Plans to move government offices outside of the Moscow Ring Road, or MKAD, have reportedly stalled. Here, the interchange of the MKAD and the Varshavskoye and Simferopolskoye freeways in southern Moscow.

The project to relocate government offices outside the city center has been frozen due to budgetary concerns, resistance from officials and an unenthusiastic Kremlin, Izvestia reported Monday.

The reluctance of officials to make the move has prompted the presidential administration to convene a special meeting headed by President Vladimir Putin to discuss the idea, after which a decision on whether to make the move will be made, Izvestia said, citing Igor Okunev, the deputy prefect of the Troitsk and the Novomoskovsk administrative districts in Greater Moscow.

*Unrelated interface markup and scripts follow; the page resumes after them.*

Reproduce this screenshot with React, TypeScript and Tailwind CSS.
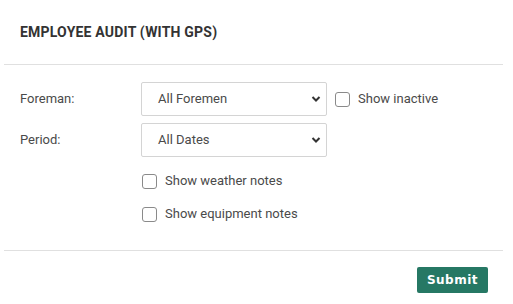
import React from "react";

function Chevron() {
  return (
    <svg width="10" height="7" viewBox="0 0 10 7" className="absolute right-[5px] top-1/2 -translate-y-1/2 pointer-events-none">
      <path d="M1.5 1.5 L5 5 L8.5 1.5" fill="none" stroke="#333" strokeWidth="2" />
    </svg>
  );
}

function Select({ value }: { value: string }) {
  return (
    <div className="relative w-[186px] h-[34px] border border-[#d4d4d4] rounded-[2px] bg-white flex items-center pl-[16px] text-[13px] text-[#4a4a4a]">
      <span>{value}</span>
      <Chevron />
    </div>
  );
}

function Checkbox({ label }: { label: string }) {
  return (
    <label className="flex items-center gap-[8px] text-[13px] text-[#4a4a4a] h-[20px]">
      <span className="w-[15px] h-[15px] border border-[#8a8a8a] rounded-[3px] bg-white" />
      <span>{label}</span>
    </label>
  );
}

export default function App() {
  return (
    <div className="w-[513px] h-[304px] bg-white" style={{ fontFamily: "Roboto, 'Liberation Sans', sans-serif" }}>
      <div className="h-[64px] flex items-center pl-[20px]">
        <h1 className="text-[14px] font-bold text-[#333] tracking-[0.2px]">EMPLOYEE AUDIT (WITH GPS)</h1>
      </div>
      <div className="ml-[4px] mr-[10px] h-px bg-[#e0e0e0]" />
      <div className="pl-[20px] pt-[17px] flex flex-col">
        <div className="flex items-center h-[34px]">
          <div className="w-[121px] text-[13px] text-[#4a4a4a]">Foreman:</div>
          <Select value="All Foremen" />
          <div className="ml-[8px]">
            <Checkbox label="Show inactive" />
          </div>
        </div>
        <div className="flex items-center h-[34px] mt-[7px]">
          <div className="w-[121px] text-[13px] text-[#4a4a4a]">Period:</div>
          <Select value="All Dates" />
        </div>
        <div className="pl-[122px] mt-[14px] flex flex-col gap-[13px]">
          <Checkbox label="Show weather notes" />
          <Checkbox label="Show equipment notes" />
        </div>
      </div>
      <div className="ml-[4px] mr-[10px] h-px bg-[#e0e0e0] mt-[26px]" />
      <div className="flex justify-end pr-[25px] pt-[16px]">
        <button
          className="h-[26px] w-[71px] bg-[#267864] text-white text-[12px] font-bold rounded-[2px] tracking-[0.5px]"
          style={{ fontFamily: "'DejaVu Sans', sans-serif" }}
        >
          Submit
        </button>
      </div>
    </div>
  );
}
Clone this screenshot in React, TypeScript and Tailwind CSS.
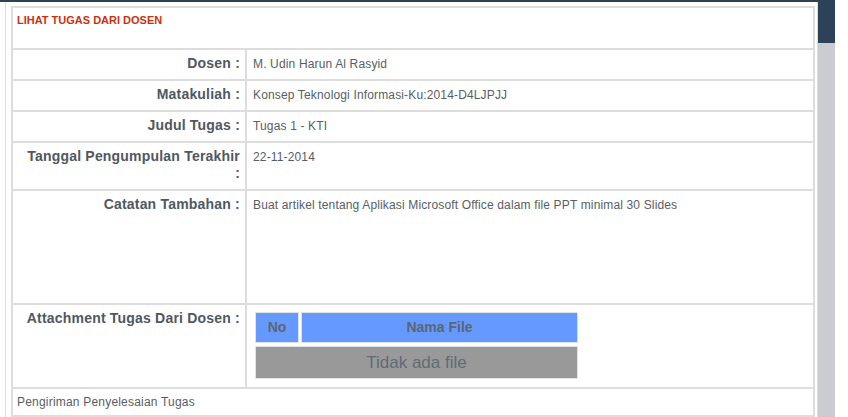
import React from "react";

const Label = ({ children }: { children: React.ReactNode }) => (
  <div className="w-[234px] shrink-0 border-r-2 border-[#dddddd] pl-[10px] pr-[5px] pt-[5px] text-right text-[14px] font-bold leading-[17px] tracking-[0.2px] text-[#4f5861]">
    {children}
  </div>
);

const Value = ({ children }: { children?: React.ReactNode }) => (
  <div className="flex-1 pl-[6px] pt-[6px] text-[12px] leading-[16px] tracking-[0.15px] text-[#585d63]">
    {children}
  </div>
);

const Row = ({ h, label, children }: { h: string; label: React.ReactNode; children?: React.ReactNode }) => (
  <div className={`flex border-t-2 border-[#dddddd] ${h}`}>
    <Label>{label}</Label>
    <Value>{children}</Value>
  </div>
);

export default function App() {
  return (
    <div className="flex h-[417px] w-[848px] overflow-hidden bg-white font-['Liberation_Sans',Arial,sans-serif]">
      <div className="flex w-[818px] shrink-0 flex-col border-t-2 border-[#2c4257] pl-[5px]">
        <div className="flex-1 border-x border-[#dddddd] bg-white pl-[5px] pt-[4px]">
          <div className="w-[804px] border-2 border-[#dddddd]">
            <div className="h-[40px] pl-[4px] pt-[6px] text-[11px] font-bold leading-[13px] text-[#c8320f]">
              LIHAT TUGAS DARI DOSEN
            </div>
            <Row h="h-[31px]" label="Dosen :">M. Udin Harun Al Rasyid</Row>
            <Row h="h-[31px]" label="Matakuliah :">Konsep Teknologi Informasi-Ku:2014-D4LJPJJ</Row>
            <Row h="h-[31px]" label="Judul Tugas :">Tugas 1 - KTI</Row>
            <Row h="h-[48px]" label="Tanggal Pengumpulan Terakhir :">22-11-2014</Row>
            <Row h="h-[114px]" label="Catatan Tambahan :">
              Buat artikel tentang Aplikasi Microsoft Office dalam file PPT minimal 30 Slides
            </Row>
            <div className="flex h-[84px] border-t-2 border-[#dddddd]">
              <Label>Attachment Tugas Dari Dosen :</Label>
              <div className="flex-1 pl-[8px] pt-[7px]">
                <div className="flex w-[323px] flex-col gap-[3px]">
                  <div className="flex gap-[2px]">
                    <div className="flex h-[31px] w-[44px] items-center justify-center border border-[#e2e2e2] bg-[#6699ff] text-[14px] font-bold text-[#5b6670]">
                      No
                    </div>
                    <div className="flex h-[31px] flex-1 items-center justify-center border border-[#e2e2e2] bg-[#6699ff] text-[14px] font-bold text-[#5b6670]">
                      Nama File
                    </div>
                  </div>
                  <div className="flex h-[33px] items-center justify-center border border-[#e2e2e2] bg-[#999999] text-[17px] text-[#5f6b75]">
                    Tidak ada file
                  </div>
                </div>
              </div>
            </div>
            <div className="h-[30px] border-y-2 border-[#dddddd] pl-[4px] pt-[6px] text-[12px] leading-[14px] tracking-[0.2px] text-[#585d63]">
              Pengiriman Penyelesaian Tugas
            </div>
          </div>
        </div>
      </div>
      <div className="flex w-[17px] shrink-0 flex-col">
        <div className="h-[43px] bg-[#2c4257]" />
        <div className="flex-1 bg-[#c9cdd1]" />
      </div>
      <div className="flex-1 bg-white" />
    </div>
  );
}
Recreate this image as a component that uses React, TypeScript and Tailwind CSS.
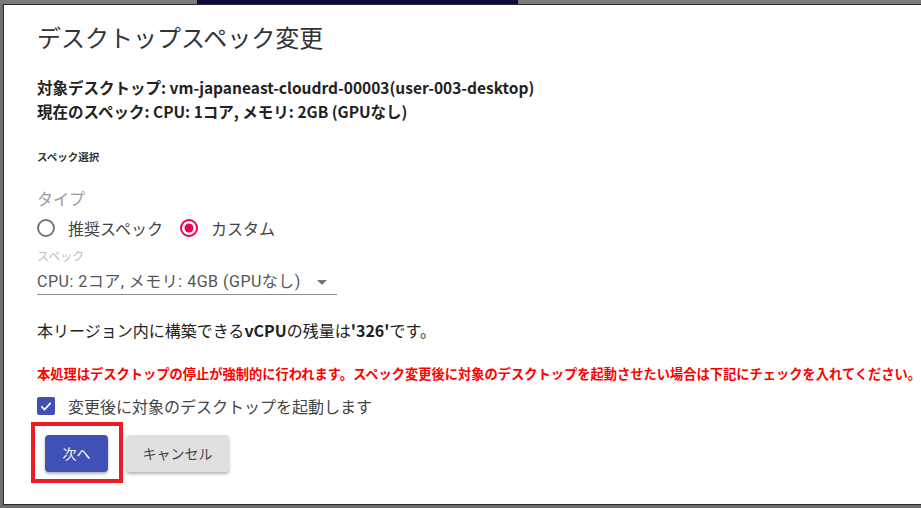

The meeting was scheduled to be held July 9, the date by which Prime Minister Dmitry Medvedev ordered that the “contours” of the plan be determined, though the meeting could be canceled due to mass flooding in the Krasnodar region.

A source close to the Kremlin cited by Izvestia said, “The amount of work to be done is huge, and it looks like it’s still not done. … I know that the president is against this idea.”

Putin spokesman Dmitry Peskov said that the project is still to be worked on by the government and that it’s too early to talk about it on the presidential level.

“The project has turned out to be much more complicated and expensive than it seemed at the beginning. The project’s cost is not clear. But one thing is certain: The cost [of moving the government] is calculated as a percentage of the country’s gross domestic product,” he said.